DATA SUPPLIED
******************************
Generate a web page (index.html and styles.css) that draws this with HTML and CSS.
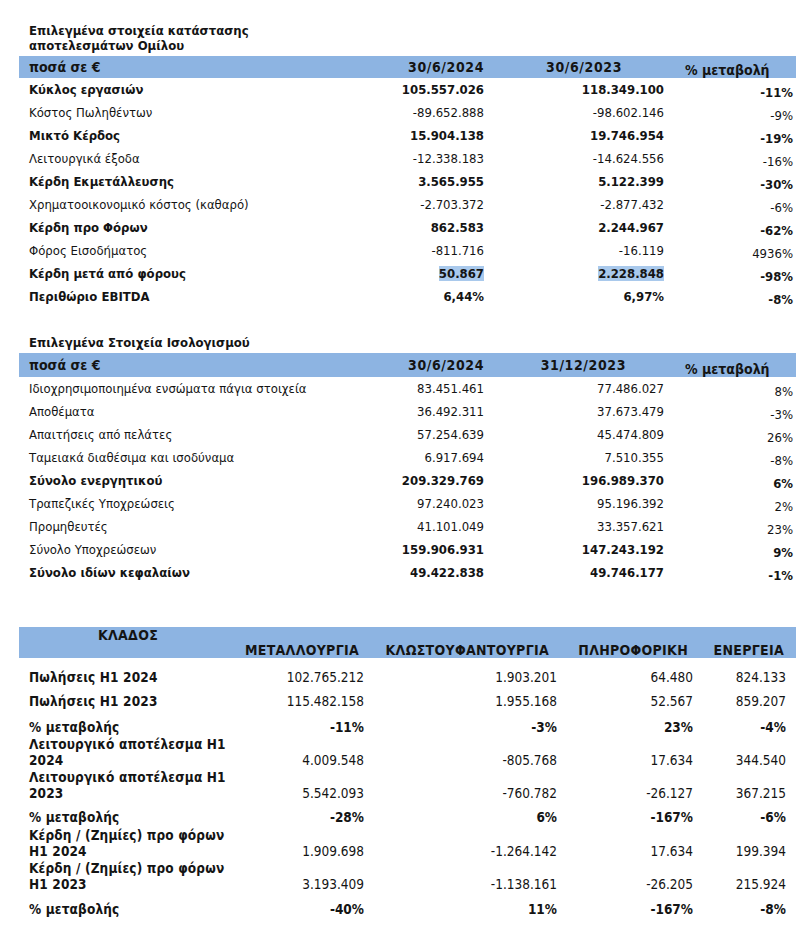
FILE: index.html
```html
<!DOCTYPE html>
<html lang="el">
<head>
<meta charset="utf-8">
<title>Οικονομικά στοιχεία</title>
<link rel="stylesheet" href="styles.css">
</head>
<body>
<div class="page">

  <section class="block block-results">
    <h2 class="title narrow">Επιλεγμένα στοιχεία κατάστασης αποτελεσμάτων Ομίλου</h2>
    <table class="fin">
      <colgroup><col class="c-label"><col class="c-a"><col class="c-b"><col class="c-p"></colgroup>
      <thead>
        <tr class="band">
          <th class="lab">ποσά σε €</th>
          <th class="h-a date">30/6/2024</th>
          <th class="h-b date">30/6/2023</th>
          <th class="h-p">% μεταβολή</th>
        </tr>
      </thead>
      <tbody>
        <tr class="b"><td class="lab">Κύκλος εργασιών</td><td class="num">105.557.026</td><td class="num">118.349.100</td><td class="pct">-11%</td></tr>
        <tr><td class="lab">Κόστος Πωληθέντων</td><td class="num">-89.652.888</td><td class="num">-98.602.146</td><td class="pct">-9%</td></tr>
        <tr class="b"><td class="lab">Μικτό Κέρδος</td><td class="num">15.904.138</td><td class="num">19.746.954</td><td class="pct">-19%</td></tr>
        <tr><td class="lab">Λειτουργικά έξοδα</td><td class="num">-12.338.183</td><td class="num">-14.624.556</td><td class="pct">-16%</td></tr>
        <tr class="b"><td class="lab">Κέρδη Εκμετάλλευσης</td><td class="num">3.565.955</td><td class="num">5.122.399</td><td class="pct">-30%</td></tr>
        <tr><td class="lab">Χρηματοοικονομικό κόστος (καθαρό)</td><td class="num">-2.703.372</td><td class="num">-2.877.432</td><td class="pct">-6%</td></tr>
        <tr class="b"><td class="lab">Κέρδη προ Φόρων</td><td class="num">862.583</td><td class="num">2.244.967</td><td class="pct">-62%</td></tr>
        <tr><td class="lab">Φόρος Εισοδήματος</td><td class="num">-811.716</td><td class="num">-16.119</td><td class="pct">4936%</td></tr>
        <tr class="b"><td class="lab">Κέρδη μετά από φόρους</td><td class="num"><span class="hl">50.867</span></td><td class="num"><span class="hl">2.228.848</span></td><td class="pct">-98%</td></tr>
        <tr class="b"><td class="lab">Περιθώριο EBITDA</td><td class="num">6,44%</td><td class="num">6,97%</td><td class="pct">-8%</td></tr>
      </tbody>
    </table>
  </section>

  <section class="block block-balance">
    <h2 class="title">Επιλεγμένα Στοιχεία Ισολογισμού</h2>
    <table class="fin fin2">
      <colgroup><col class="c-label"><col class="c-a"><col class="c-b"><col class="c-p"></colgroup>
      <thead>
        <tr class="band">
          <th class="lab">ποσά σε €</th>
          <th class="h-a date">30/6/2024</th>
          <th class="h-b2 date">31/12/2023</th>
          <th class="h-p">% μεταβολή</th>
        </tr>
      </thead>
      <tbody>
        <tr><td class="lab">Ιδιοχρησιμοποιημένα ενσώματα πάγια στοιχεία</td><td class="num">83.451.461</td><td class="num">77.486.027</td><td class="pct">8%</td></tr>
        <tr><td class="lab">Αποθέματα</td><td class="num">36.492.311</td><td class="num">37.673.479</td><td class="pct">-3%</td></tr>
        <tr><td class="lab">Απαιτήσεις από πελάτες</td><td class="num">57.254.639</td><td class="num">45.474.809</td><td class="pct">26%</td></tr>
        <tr><td class="lab">Ταμειακά διαθέσιμα και ισοδύναμα</td><td class="num">6.917.694</td><td class="num">7.510.355</td><td class="pct">-8%</td></tr>
        <tr class="b"><td class="lab">Σύνολο ενεργητικού</td><td class="num">209.329.769</td><td class="num">196.989.370</td><td class="pct">6%</td></tr>
        <tr><td class="lab">Τραπεζικές Υποχρεώσεις</td><td class="num">97.240.023</td><td class="num">95.196.392</td><td class="pct">2%</td></tr>
        <tr><td class="lab">Προμηθευτές</td><td class="num">41.101.049</td><td class="num">33.357.621</td><td class="pct">23%</td></tr>
        <tr class="bv"><td class="lab">Σύνολο Υποχρεώσεων</td><td class="num">159.906.931</td><td class="num">147.243.192</td><td class="pct">9%</td></tr>
        <tr class="b"><td class="lab">Σύνολο ιδίων κεφαλαίων</td><td class="num">49.422.838</td><td class="num">49.746.177</td><td class="pct">-1%</td></tr>
      </tbody>
    </table>
  </section>

  <section class="block block-sectors">
    <table class="sect">
      <colgroup><col class="s-label"><col class="s-1"><col class="s-2"><col class="s-3"><col class="s-4"></colgroup>
      <thead>
        <tr class="band sband">
          <th class="klados">ΚΛΑΔΟΣ</th>
          <th class="sh sh1">ΜΕΤΑΛΛΟΥΡΓΙΑ</th>
          <th class="sh sh2">ΚΛΩΣΤΟΥΦΑΝΤΟΥΡΓΙΑ</th>
          <th class="sh sh3">ΠΛΗΡΟΦΟΡΙΚΗ</th>
          <th class="sh sh4">ΕΝΕΡΓΕΙΑ</th>
        </tr>
      </thead>
      <tbody>
        <tr class="r-first"><td class="slab">Πωλήσεις Η1 2024</td><td class="sv v1">102.765.212</td><td class="sv v2">1.903.201</td><td class="sv v3">64.480</td><td class="sv v4">824.133</td></tr>
        <tr class="r-24"><td class="slab">Πωλήσεις Η1 2023</td><td class="sv v1">115.482.158</td><td class="sv v2">1.955.168</td><td class="sv v3">52.567</td><td class="sv v4">859.207</td></tr>
        <tr class="r-26 sb"><td class="slab">% μεταβολής</td><td class="sv v1">-11%</td><td class="sv v2">-3%</td><td class="sv v3">23%</td><td class="sv v4">-4%</td></tr>
        <tr class="r-33"><td class="slab">Λειτουργικό αποτέλεσμα Η1<br>2024</td><td class="sv v1">4.009.548</td><td class="sv v2">-805.768</td><td class="sv v3">17.634</td><td class="sv v4">344.540</td></tr>
        <tr class="r-32"><td class="slab">Λειτουργικό αποτέλεσμα Η1<br>2023</td><td class="sv v1">5.542.093</td><td class="sv v2">-760.782</td><td class="sv v3">-26.127</td><td class="sv v4">367.215</td></tr>
        <tr class="r-24 sb"><td class="slab">% μεταβολής</td><td class="sv v1">-28%</td><td class="sv v2">6%</td><td class="sv v3">-167%</td><td class="sv v4">-6%</td></tr>
        <tr class="r-34"><td class="slab">Κέρδη / (Ζημίες) προ φόρων<br>Η1 2024</td><td class="sv v1">1.909.698</td><td class="sv v2">-1.264.142</td><td class="sv v3">17.634</td><td class="sv v4">199.394</td></tr>
        <tr class="r-33"><td class="slab">Κέρδη / (Ζημίες) προ φόρων<br>Η1 2023</td><td class="sv v1">3.193.409</td><td class="sv v2">-1.138.161</td><td class="sv v3">-26.205</td><td class="sv v4">215.924</td></tr>
        <tr class="r-25 sb"><td class="slab">% μεταβολής</td><td class="sv v1">-40%</td><td class="sv v2">11%</td><td class="sv v3">-167%</td><td class="sv v4">-8%</td></tr>
      </tbody>
    </table>
  </section>

</div>
</body>
</html>
```

FILE: styles.css
```css
html, body {
  margin: 0;
  padding: 0;
  background: #ffffff;
}

body {
  font-family: "DejaVu Sans Condensed", "DejaVu Sans", "Liberation Sans", sans-serif;
  font-size: 13px;
  color: #141414;
}

.page {
  padding: 23px 16px 0 19px;
  width: 777px;
}

.title {
  margin: 0 0 3px 0;
  padding-left: 10px;
  font-size: 13px;
  font-weight: bold;
  line-height: 15px;
}

.title.narrow {
  width: 240px;
}

.block-balance {
  margin-top: 27px;
}

.block-sectors {
  margin-top: 43px;
}

table {
  border-collapse: collapse;
  border-spacing: 0;
  table-layout: fixed;
  width: 777px;
}

th, td {
  padding: 0;
  white-space: nowrap;
}

.band {
  background: #8db4e2;
}

/* ---------- first two tables ---------- */
.c-label { width: 321px; }
.c-a { width: 147px; }
.c-b { width: 180px; }
.c-p { width: 129px; }

.fin .band {
  height: 22px;
}

.fin2 .band {
  height: 24px;
}

.fin th {
  font-weight: bold;
  font-size: 14px;
  vertical-align: middle;
  line-height: 16px;
}

.fin th.date {
  letter-spacing: 0.6px;
}

.fin .lab {
  text-align: left;
  padding-left: 10px;
}

.fin th.h-a {
  text-align: right;
  padding-right: 3px;
}

.fin th.h-b {
  text-align: right;
  padding-right: 45px;
}

.fin th.h-b2 {
  text-align: right;
  padding-right: 41px;
}

.fin th.h-p {
  text-align: left;
  padding-left: 18px;
  vertical-align: bottom;
  padding-bottom: 0;
}

.fin tbody tr {
  height: 23px;
}

.fin td {
  line-height: 16px;
  vertical-align: middle;
}

.fin td.num {
  text-align: right;
  padding-right: 3px;
}

.fin td.pct {
  text-align: right;
  padding-right: 3px;
  vertical-align: bottom;
}

.fin tr.b td {
  font-weight: bold;
}

.fin tr.bv td.num,
.fin tr.bv td.pct {
  font-weight: bold;
}

.hl {
  background: #a9c9ec;
}

/* ---------- sector table ---------- */
.sect {
  font-size: 13.5px;
}

.s-label { width: 201px; }
.s-1 { width: 150px; }
.s-2 { width: 193px; }
.s-3 { width: 136px; }
.s-4 { width: 97px; }

.sband {
  height: 31px;
}

.sect th {
  font-weight: bold;
  font-size: 14px;
  letter-spacing: 0.3px;
  line-height: 15px;
}

.sect th.klados {
  vertical-align: top;
  text-align: center;
  padding-top: 1px;
  padding-left: 17px;
}

.sect th.sh {
  vertical-align: bottom;
  text-align: right;
  padding-bottom: 0;
}

.sh1 { padding-right: 11px; }
.sh2 { padding-right: 14px; }
.sh3 { padding-right: 11px; }
.sh4 { padding-right: 12px; }

.sect td {
  vertical-align: bottom;
  line-height: 16px;
  padding-bottom: 1px;
}

.sect td.slab {
  font-weight: bold;
  padding-left: 10px;
  text-align: left;
  letter-spacing: 0.15px;
}

.sect td.sv {
  text-align: right;
}

.v1 { padding-right: 6px; }
.v2 { padding-right: 6px; }
.v3 { padding-right: 6px; }
.v4 { padding-right: 10px; }

.sect tr.sb td.sv {
  font-weight: bold;
}

.r-first { height: 28px; }
.r-24 { height: 24px; }
.r-25 { height: 25px; }
.r-26 { height: 26px; }
.r-32 { height: 32px; }
.r-33 { height: 33px; }
.r-34 { height: 34px; }
```
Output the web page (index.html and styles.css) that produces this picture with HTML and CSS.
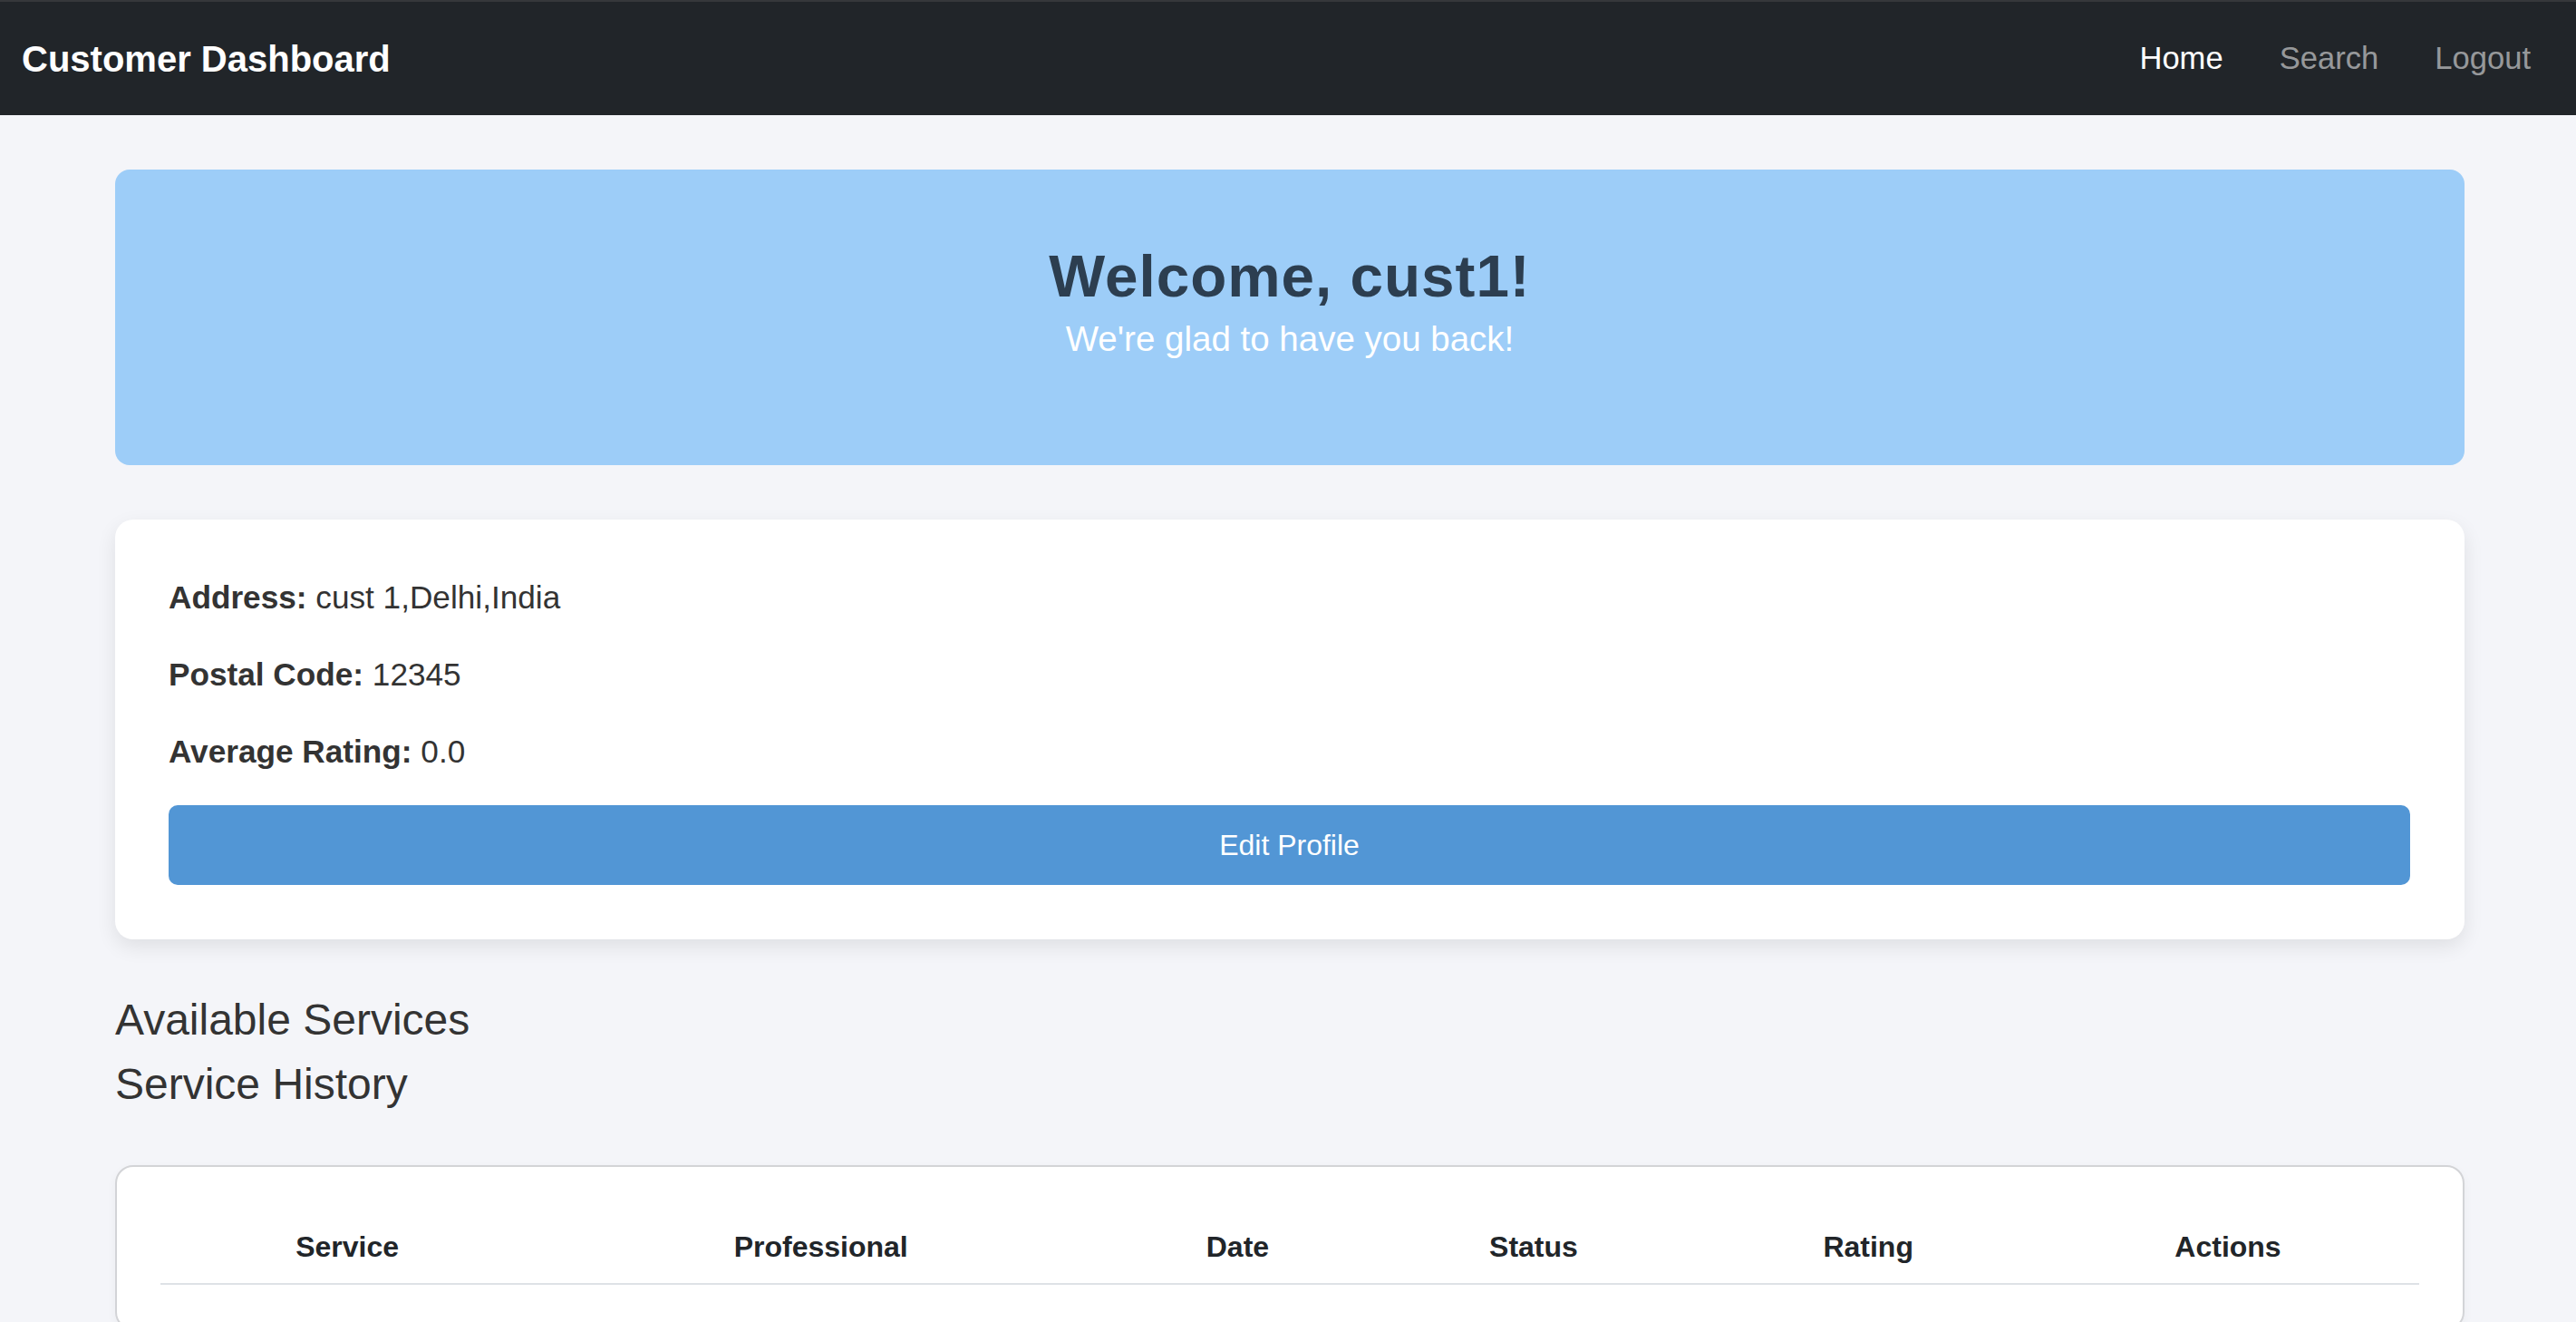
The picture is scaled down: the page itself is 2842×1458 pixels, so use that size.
FILE: index.html
```html
<!DOCTYPE html>
<html lang="en">
<head>
<meta charset="utf-8">
<title>Customer Dashboard</title>
<link rel="stylesheet" href="styles.css">
</head>
<body>
<nav class="navbar">
  <a class="brand" href="#">Customer Dashboard</a>
  <ul class="nav-links">
    <li><a class="nav-link active" href="#">Home</a></li>
    <li><a class="nav-link" href="#">Search</a></li>
    <li><a class="nav-link" href="#">Logout</a></li>
  </ul>
</nav>
<main class="container">
  <section class="welcome">
    <h2 class="welcome-title">Welcome, cust1!</h2>
    <p class="welcome-sub">We're glad to have you back!</p>
  </section>
  <section class="profile-card">
    <p class="info"><strong>Address:</strong> cust 1,Delhi,India</p>
    <p class="info"><strong>Postal Code:</strong> 12345</p>
    <p class="info"><strong>Average Rating:</strong> 0.0</p>
    <button class="btn-edit" type="button">Edit Profile</button>
  </section>
  <h4 class="section-title">Available Services</h4>
  <h4 class="section-title">Service History</h4>
  <section class="table-card">
    <table class="history">
      <thead>
        <tr>
          <th>Service</th>
          <th>Professional</th>
          <th>Date</th>
          <th>Status</th>
          <th>Rating</th>
          <th>Actions</th>
        </tr>
      </thead>
      <tbody></tbody>
    </table>
  </section>
</main>
</body>
</html>
```
FILE: styles.css
```css
* {
  box-sizing: border-box;
}

html {
  overflow: hidden;
}

body {
  margin: 0;
  background: #f4f5f9;
  font-family: "Liberation Sans", Arial, sans-serif;
  color: #333333;
}

.navbar {
  display: flex;
  align-items: center;
  justify-content: space-between;
  height: 127px;
  border-top: 2px solid #36383b;
  background: #212529;
  padding: 0 50px 0 24px;
}

.brand {
  color: #ffffff;
  font-size: 40px;
  font-weight: bold;
  text-decoration: none;
  line-height: 1.5;
}

.nav-links {
  display: flex;
  gap: 62px;
  list-style: none;
  margin: 0;
  padding: 0;
}

.nav-link {
  color: rgba(255, 255, 255, 0.55);
  font-size: 34.6px;
  line-height: 1.5;
  text-decoration: none;
}

.nav-link.active {
  color: #ffffff;
}

.container {
  width: 2592px;
  margin: 0 auto;
  padding-top: 60px;
}

main.container {
  margin-left: calc((100% - 2592px) / 2 + 2px);
}

.welcome {
  background: #9dcdf8;
  border-radius: 16px;
  padding: 79px 0 79px;
  text-align: center;
}

.welcome-title {
  margin: 0;
  font-size: 65.6px;
  line-height: 1.2;
  font-weight: bold;
  letter-spacing: 1px;
  color: #2c3e50;
}

.welcome-sub {
  margin: 0 0 32px;
  font-size: 38.5px;
  line-height: 1.5;
  color: #ffffff;
}

.profile-card {
  margin-top: 60px;
  background: #ffffff;
  border-radius: 20px;
  padding: 60px 60px 60px 59px;
  box-shadow: 0 8px 22px rgba(0, 0, 0, 0.09);
}

.info {
  margin: 0 0 32px;
  font-size: 35.2px;
  line-height: 1.5;
  color: #333333;
}

.info strong {
  font-weight: bold;
}

.btn-edit {
  display: block;
  width: 100%;
  border: none;
  border-radius: 10px;
  background: #5296d5;
  color: #ffffff;
  font-family: "Liberation Sans", Arial, sans-serif;
  font-size: 32px;
  line-height: 48px;
  padding: 20px 0;
  cursor: pointer;
}

.section-title {
  margin: 0 0 14px;
  font-size: 48px;
  line-height: 1.2;
  font-weight: normal;
  color: #333333;
}

.profile-card + .section-title {
  margin-top: 60px;
}

.table-card {
  margin-top: 60px;
  background: #ffffff;
  border: 2px solid #d3d4d7;
  border-radius: 20px;
  padding: 48px;
  box-shadow: 0 4px 12px rgba(0, 0, 0, 0.04);
}

.history {
  width: 100%;
  border-collapse: collapse;
}

.history th {
  padding: 16px;
  font-size: 32px;
  line-height: 1.5;
  font-weight: bold;
  color: #212529;
  text-align: center;
  border-bottom: 2px solid #dee2e6;
}
```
******************************
Return every line containing "that".

Generate a web page (index.html and styles.css) that draws this with HTML and CSS.
Output the web page (index.html and styles.css) that produces this picture with HTML and CSS.
The picture is scaled down: the page itself is 2842×1458 pixels, so use that size.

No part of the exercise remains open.